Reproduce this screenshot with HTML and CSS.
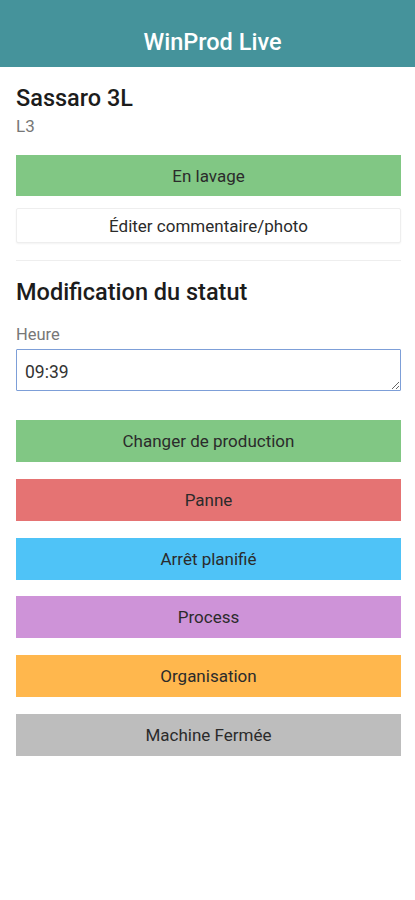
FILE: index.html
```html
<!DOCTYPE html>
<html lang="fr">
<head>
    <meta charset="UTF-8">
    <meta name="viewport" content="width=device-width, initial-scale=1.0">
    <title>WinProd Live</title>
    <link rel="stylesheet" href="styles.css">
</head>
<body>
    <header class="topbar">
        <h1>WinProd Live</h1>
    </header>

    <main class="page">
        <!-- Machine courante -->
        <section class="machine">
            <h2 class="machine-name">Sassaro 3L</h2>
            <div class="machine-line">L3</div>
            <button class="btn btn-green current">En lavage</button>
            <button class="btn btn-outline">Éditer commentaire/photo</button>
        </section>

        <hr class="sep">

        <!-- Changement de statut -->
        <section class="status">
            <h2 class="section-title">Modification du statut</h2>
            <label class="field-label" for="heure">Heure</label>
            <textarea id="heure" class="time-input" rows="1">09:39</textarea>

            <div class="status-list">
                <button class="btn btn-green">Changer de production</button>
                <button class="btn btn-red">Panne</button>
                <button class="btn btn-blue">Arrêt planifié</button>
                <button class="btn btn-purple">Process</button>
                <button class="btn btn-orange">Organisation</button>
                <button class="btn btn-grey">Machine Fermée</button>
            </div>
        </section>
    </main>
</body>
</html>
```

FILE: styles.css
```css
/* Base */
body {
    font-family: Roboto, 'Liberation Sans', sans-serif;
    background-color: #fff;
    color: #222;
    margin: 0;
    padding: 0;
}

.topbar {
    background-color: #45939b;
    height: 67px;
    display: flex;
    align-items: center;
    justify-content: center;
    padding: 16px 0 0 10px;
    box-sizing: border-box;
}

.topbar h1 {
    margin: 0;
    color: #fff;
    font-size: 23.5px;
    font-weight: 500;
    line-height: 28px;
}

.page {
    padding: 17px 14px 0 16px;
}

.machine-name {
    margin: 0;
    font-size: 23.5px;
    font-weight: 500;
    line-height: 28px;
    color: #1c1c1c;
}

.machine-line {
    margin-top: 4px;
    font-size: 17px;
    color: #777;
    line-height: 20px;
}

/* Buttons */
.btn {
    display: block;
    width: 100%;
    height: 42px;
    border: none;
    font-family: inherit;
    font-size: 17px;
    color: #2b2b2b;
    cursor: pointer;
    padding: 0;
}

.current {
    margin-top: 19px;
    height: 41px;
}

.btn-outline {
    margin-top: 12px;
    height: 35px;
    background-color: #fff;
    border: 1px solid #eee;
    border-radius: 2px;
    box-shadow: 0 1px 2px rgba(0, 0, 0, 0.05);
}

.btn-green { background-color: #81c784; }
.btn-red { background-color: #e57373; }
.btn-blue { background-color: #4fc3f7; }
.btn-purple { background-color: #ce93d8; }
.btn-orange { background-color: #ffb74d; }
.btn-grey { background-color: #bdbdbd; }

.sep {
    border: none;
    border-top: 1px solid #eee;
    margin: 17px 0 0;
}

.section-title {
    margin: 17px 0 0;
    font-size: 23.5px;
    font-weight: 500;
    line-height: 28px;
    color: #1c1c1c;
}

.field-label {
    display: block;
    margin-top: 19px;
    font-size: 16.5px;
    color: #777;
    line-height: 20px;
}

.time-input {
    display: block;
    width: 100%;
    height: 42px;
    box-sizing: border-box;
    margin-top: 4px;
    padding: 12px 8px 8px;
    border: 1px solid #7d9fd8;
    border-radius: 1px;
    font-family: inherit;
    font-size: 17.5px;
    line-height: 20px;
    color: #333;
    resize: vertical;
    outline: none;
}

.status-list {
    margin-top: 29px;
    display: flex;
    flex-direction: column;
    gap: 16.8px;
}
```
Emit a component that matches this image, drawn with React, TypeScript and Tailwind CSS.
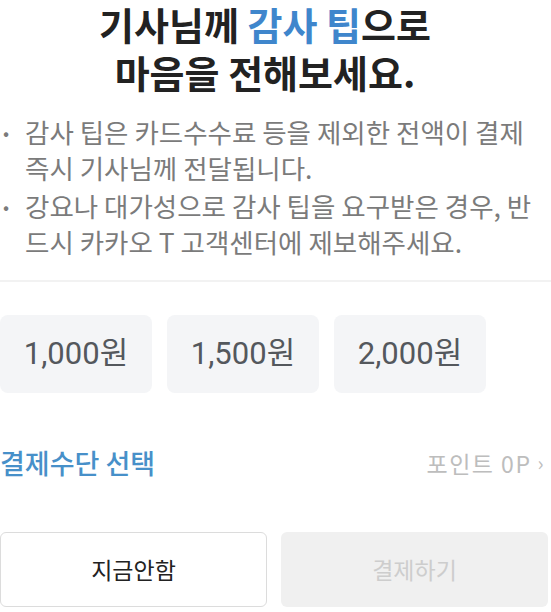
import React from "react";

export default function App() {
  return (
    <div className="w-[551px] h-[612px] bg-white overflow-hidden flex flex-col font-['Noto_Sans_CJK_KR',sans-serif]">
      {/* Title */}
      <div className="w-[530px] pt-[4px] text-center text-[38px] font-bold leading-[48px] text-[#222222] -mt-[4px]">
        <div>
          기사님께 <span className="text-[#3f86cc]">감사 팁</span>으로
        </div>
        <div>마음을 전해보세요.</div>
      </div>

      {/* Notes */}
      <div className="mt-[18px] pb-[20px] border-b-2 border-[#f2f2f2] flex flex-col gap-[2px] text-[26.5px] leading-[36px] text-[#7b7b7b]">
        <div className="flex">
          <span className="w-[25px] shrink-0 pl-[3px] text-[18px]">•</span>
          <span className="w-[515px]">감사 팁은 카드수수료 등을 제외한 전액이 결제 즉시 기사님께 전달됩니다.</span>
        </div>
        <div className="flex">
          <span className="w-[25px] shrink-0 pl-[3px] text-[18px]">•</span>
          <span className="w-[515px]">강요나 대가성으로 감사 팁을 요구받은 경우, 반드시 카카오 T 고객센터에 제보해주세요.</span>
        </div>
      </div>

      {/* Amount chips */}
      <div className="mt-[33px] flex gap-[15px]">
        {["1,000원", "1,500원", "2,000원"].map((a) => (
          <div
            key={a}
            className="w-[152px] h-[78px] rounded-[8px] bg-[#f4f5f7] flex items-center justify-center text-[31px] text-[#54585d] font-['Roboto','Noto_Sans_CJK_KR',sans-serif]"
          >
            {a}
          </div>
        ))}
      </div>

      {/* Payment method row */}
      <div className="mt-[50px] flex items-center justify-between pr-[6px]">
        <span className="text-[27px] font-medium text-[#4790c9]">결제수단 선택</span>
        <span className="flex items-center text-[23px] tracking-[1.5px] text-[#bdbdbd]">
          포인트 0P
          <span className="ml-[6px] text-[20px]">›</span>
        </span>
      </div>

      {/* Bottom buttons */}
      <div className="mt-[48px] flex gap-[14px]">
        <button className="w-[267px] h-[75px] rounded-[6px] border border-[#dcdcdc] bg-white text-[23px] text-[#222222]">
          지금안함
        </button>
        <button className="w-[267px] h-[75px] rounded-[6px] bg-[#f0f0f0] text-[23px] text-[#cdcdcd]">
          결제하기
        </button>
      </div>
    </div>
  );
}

################

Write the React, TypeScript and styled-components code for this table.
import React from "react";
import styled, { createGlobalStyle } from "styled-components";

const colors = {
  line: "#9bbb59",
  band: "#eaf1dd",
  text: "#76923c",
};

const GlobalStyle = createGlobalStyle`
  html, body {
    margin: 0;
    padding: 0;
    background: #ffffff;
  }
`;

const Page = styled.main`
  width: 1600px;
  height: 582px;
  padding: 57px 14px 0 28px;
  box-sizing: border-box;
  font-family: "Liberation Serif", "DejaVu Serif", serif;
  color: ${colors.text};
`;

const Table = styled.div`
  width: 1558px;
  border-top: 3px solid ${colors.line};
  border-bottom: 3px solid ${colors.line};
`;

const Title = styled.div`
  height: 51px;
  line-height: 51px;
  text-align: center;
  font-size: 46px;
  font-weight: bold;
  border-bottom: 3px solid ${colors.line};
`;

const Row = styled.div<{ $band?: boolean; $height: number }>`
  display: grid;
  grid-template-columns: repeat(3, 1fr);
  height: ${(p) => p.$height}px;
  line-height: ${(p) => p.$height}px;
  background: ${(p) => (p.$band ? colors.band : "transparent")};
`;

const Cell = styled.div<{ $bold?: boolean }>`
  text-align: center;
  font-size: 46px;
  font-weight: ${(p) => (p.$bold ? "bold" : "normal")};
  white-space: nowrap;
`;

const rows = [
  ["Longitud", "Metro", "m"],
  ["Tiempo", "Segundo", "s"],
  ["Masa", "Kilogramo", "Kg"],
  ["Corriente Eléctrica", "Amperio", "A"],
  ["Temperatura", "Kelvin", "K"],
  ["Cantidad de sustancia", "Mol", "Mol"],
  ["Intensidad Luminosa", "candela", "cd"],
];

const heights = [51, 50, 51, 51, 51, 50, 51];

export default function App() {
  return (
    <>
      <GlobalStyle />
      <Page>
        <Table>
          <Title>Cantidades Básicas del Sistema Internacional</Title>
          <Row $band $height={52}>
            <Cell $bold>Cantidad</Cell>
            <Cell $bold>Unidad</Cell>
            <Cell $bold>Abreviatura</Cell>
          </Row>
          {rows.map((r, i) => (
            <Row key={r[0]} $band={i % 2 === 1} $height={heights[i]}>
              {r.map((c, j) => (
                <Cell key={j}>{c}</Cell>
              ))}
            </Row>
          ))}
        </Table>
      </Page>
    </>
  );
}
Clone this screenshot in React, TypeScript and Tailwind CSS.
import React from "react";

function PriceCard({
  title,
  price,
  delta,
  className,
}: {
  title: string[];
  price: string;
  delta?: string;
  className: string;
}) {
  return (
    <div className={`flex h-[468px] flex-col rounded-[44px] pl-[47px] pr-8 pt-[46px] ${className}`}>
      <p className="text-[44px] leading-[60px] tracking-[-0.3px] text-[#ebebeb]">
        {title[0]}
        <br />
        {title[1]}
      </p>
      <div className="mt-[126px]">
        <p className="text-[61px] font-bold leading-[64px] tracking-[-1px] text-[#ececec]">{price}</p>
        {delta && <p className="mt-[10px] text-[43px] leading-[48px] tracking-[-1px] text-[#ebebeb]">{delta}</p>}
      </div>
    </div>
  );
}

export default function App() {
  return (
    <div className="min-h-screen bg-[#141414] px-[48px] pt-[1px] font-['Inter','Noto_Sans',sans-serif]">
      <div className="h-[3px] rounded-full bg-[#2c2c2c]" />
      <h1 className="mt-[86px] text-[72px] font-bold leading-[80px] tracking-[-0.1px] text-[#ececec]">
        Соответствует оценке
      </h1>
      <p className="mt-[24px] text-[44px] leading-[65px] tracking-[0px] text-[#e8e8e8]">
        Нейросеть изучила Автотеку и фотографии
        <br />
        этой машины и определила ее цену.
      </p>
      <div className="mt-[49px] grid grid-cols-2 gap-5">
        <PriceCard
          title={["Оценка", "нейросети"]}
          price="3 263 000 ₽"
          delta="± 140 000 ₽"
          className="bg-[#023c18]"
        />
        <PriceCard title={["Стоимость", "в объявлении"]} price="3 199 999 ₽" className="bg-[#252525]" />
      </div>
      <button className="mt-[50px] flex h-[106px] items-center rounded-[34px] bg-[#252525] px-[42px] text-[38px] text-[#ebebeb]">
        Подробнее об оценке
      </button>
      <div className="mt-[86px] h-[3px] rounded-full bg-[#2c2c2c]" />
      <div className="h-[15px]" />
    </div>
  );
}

################

▶ **Written instruction**
Copy out all lines that carry the word "styled".

▶ **Expected output**
Write the React, TypeScript and styled-components code for this table.
import styled, { createGlobalStyle } from "styled-components";
const Page = styled.main`
const Table = styled.div`
const Title = styled.div`
const Row = styled.div<{ $band?: boolean; $height: number }>`
const Cell = styled.div<{ $bold?: boolean }>`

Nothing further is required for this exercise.